The Bulls have managed to pull off three stunning displays of incompetence in a single offseason. First, the Bulls traded Alex Caruso to the Thunder for Josh Giddey and managed to not get a single draft player from OKC, despite the Thunder owning the most draft players in the league for the next decade. And sure, Josh Giddey is only 21 years old and a really gifted passer, but he doesn’t do much else and is also tied to a number of off-the-field allegations (official investigations were closed without any action being taken, but the cloud will linger). Giddey is also a restricted free agent after this season, so the Bulls will have to pay him and use up a lot of their upcoming salary cap space since Lonzo Ball finally comes off the books after this year.
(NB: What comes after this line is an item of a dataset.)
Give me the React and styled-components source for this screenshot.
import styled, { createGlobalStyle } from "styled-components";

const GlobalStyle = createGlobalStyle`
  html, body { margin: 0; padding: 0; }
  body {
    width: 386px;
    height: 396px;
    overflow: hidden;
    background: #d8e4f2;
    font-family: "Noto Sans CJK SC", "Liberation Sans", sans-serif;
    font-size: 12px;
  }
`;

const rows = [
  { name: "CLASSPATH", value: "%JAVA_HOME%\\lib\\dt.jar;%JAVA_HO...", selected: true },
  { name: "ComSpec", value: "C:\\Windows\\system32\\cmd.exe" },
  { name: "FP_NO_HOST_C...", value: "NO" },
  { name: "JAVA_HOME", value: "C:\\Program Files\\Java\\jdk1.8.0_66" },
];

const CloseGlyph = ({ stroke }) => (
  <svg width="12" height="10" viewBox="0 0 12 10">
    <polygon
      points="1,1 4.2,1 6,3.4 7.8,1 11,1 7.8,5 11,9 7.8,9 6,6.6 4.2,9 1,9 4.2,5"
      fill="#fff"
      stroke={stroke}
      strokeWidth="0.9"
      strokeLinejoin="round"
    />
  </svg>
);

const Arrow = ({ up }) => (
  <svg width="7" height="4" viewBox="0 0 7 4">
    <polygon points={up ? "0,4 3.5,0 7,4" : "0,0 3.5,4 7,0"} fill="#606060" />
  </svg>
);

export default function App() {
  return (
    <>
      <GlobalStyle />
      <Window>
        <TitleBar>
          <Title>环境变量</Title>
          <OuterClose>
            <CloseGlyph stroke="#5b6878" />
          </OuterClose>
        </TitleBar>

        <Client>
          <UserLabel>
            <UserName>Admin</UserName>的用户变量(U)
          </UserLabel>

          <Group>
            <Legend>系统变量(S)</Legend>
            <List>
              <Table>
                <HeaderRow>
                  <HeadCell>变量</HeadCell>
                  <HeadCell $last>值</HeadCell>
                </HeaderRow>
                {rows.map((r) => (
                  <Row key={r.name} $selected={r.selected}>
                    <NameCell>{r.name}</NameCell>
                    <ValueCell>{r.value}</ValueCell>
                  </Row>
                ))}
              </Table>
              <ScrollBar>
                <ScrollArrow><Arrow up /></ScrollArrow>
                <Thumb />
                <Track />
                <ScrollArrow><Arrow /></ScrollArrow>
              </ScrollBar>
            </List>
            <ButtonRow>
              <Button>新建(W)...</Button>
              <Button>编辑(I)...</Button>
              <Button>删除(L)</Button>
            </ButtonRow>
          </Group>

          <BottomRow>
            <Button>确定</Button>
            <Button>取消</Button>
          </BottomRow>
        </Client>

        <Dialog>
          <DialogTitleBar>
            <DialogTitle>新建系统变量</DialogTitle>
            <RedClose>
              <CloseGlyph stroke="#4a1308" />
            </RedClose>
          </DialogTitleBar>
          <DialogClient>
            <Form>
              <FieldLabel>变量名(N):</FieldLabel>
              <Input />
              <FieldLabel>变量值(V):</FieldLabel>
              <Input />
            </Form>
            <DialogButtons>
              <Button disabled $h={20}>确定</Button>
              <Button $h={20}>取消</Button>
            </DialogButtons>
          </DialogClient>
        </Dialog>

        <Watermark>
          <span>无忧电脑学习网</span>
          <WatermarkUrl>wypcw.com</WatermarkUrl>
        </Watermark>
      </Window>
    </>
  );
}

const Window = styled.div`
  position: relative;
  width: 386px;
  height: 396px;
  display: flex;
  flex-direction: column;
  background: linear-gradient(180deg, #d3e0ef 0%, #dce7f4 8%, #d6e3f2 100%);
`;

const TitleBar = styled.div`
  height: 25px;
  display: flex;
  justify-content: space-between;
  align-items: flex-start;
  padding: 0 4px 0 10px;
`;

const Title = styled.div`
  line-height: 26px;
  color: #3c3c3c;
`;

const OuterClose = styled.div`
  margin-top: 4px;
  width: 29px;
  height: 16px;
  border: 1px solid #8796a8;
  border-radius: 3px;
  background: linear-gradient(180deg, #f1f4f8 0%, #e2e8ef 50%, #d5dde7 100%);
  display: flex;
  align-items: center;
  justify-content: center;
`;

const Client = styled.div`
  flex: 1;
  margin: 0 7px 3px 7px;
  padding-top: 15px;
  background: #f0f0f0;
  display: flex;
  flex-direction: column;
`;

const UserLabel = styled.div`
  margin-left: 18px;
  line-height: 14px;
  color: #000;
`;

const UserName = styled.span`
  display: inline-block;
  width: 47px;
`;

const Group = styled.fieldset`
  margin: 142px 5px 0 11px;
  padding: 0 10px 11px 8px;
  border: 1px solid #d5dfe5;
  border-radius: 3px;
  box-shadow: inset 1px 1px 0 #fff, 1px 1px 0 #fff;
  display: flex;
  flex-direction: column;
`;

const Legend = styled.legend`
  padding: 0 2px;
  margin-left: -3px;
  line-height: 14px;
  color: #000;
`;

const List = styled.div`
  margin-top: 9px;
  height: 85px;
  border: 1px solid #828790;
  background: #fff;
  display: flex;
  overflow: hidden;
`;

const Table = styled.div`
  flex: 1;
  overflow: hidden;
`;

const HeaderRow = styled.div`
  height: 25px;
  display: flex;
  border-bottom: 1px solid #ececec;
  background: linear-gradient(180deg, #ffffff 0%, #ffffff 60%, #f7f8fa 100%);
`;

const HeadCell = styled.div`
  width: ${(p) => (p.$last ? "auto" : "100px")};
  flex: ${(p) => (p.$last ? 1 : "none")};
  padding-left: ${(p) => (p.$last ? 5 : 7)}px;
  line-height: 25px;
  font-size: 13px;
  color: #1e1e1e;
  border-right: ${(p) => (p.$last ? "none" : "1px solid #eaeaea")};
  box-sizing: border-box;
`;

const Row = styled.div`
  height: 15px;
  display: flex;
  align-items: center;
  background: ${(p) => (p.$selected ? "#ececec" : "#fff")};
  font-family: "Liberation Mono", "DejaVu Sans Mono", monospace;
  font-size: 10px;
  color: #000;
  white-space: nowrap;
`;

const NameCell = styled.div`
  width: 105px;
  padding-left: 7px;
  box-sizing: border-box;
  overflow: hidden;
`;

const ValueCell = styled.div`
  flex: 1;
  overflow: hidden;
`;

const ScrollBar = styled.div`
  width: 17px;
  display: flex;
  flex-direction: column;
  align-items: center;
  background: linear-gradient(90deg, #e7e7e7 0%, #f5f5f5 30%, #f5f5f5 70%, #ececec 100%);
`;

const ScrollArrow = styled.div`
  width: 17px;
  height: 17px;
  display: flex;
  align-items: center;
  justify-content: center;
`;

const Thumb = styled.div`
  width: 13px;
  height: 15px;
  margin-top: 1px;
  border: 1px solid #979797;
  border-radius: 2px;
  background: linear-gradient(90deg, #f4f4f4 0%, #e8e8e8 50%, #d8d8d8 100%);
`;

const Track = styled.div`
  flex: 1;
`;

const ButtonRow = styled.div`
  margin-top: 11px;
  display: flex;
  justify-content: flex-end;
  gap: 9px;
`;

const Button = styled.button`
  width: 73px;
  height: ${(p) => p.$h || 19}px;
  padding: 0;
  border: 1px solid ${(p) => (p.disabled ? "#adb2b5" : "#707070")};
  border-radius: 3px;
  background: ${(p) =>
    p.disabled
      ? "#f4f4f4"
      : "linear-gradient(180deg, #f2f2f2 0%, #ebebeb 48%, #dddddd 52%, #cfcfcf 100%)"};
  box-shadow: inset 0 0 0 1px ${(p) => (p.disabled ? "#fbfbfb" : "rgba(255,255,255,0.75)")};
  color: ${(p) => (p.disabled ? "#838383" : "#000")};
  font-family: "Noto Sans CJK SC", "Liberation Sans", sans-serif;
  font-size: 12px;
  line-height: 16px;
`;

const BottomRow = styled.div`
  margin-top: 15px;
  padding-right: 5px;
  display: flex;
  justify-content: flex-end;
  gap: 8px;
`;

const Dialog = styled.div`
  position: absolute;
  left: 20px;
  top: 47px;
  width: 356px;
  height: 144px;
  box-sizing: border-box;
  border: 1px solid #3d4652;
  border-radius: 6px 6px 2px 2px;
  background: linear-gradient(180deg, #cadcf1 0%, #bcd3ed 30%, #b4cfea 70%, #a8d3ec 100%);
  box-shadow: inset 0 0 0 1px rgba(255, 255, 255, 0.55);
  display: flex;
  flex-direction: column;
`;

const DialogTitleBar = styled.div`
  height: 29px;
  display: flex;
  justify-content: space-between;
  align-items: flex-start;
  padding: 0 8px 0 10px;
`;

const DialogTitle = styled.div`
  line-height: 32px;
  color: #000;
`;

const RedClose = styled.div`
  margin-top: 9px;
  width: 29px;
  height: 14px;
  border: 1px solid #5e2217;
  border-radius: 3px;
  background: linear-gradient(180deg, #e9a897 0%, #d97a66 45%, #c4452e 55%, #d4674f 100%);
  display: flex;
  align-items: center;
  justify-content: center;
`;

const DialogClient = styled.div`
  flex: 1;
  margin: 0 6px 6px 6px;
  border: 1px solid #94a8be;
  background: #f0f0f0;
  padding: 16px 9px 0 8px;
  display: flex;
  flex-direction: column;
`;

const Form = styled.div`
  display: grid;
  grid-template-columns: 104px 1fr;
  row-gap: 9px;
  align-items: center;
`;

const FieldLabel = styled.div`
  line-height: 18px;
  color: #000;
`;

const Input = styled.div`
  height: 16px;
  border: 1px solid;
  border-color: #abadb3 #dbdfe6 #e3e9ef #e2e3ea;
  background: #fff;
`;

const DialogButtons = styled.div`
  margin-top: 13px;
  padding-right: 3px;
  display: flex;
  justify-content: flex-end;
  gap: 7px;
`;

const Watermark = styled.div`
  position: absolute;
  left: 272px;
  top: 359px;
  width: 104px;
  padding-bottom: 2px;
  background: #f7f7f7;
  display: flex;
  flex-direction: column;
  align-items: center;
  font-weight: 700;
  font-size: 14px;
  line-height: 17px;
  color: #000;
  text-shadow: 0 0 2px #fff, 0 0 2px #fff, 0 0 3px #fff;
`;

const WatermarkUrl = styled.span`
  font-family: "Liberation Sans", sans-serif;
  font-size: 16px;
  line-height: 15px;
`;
The Bulls then signed Jalen Smith, a good player with a fair contract, but the Bulls used the MLE to sign him, which meant they had a salary cap hit on the first apron. And again, I don’t hate the signing, but it doesn’t really make sense when you look at the rest of the roster. The Bulls had already re-signed Patrick Williams and still have Nikola Vucevic. Smith is a good, versatile backup with some upside, so it’s not a bad move on its own, but the salary cap leads us right into dumb move #3.

The Bulls agreed to a sign-and-trade that sent DeMar DeRozan to the Kings, and all the Bulls got in return for trading their best player was Chris Duarte and a second-round pick. The Spurs served as the third team in the deal, receiving Harrison Barnes and a 2031 pick swap with the Kings. So why does the salary cap from before matter? Because that’s the reason the Bulls didn’t get the pick swap. That’s the reason the Bulls couldn’t acquire Harrison Barnes themselves. Just massive mismanagement of assets and salary cap by the Chicago front office.

Chicago also tried unsuccessfully to trade Zach LaVine in the offseason, but found no one interested.

The future in the Windy City looks bleak unless Giddey and/or Matas Buzelis massively exceed expectations. But the Bulls will be good enough to flirt with the play-in every year, and that seems to be good enough for Bulls owners.

Why we hate them:

I hated the Bulls when they signed Jalen Smith, and I hated them again when they traded Caruso to Oklahoma City instead of Sacramento. But then they helped us get DeMar DeRozan, and I can’t be mad at the Bulls anymore.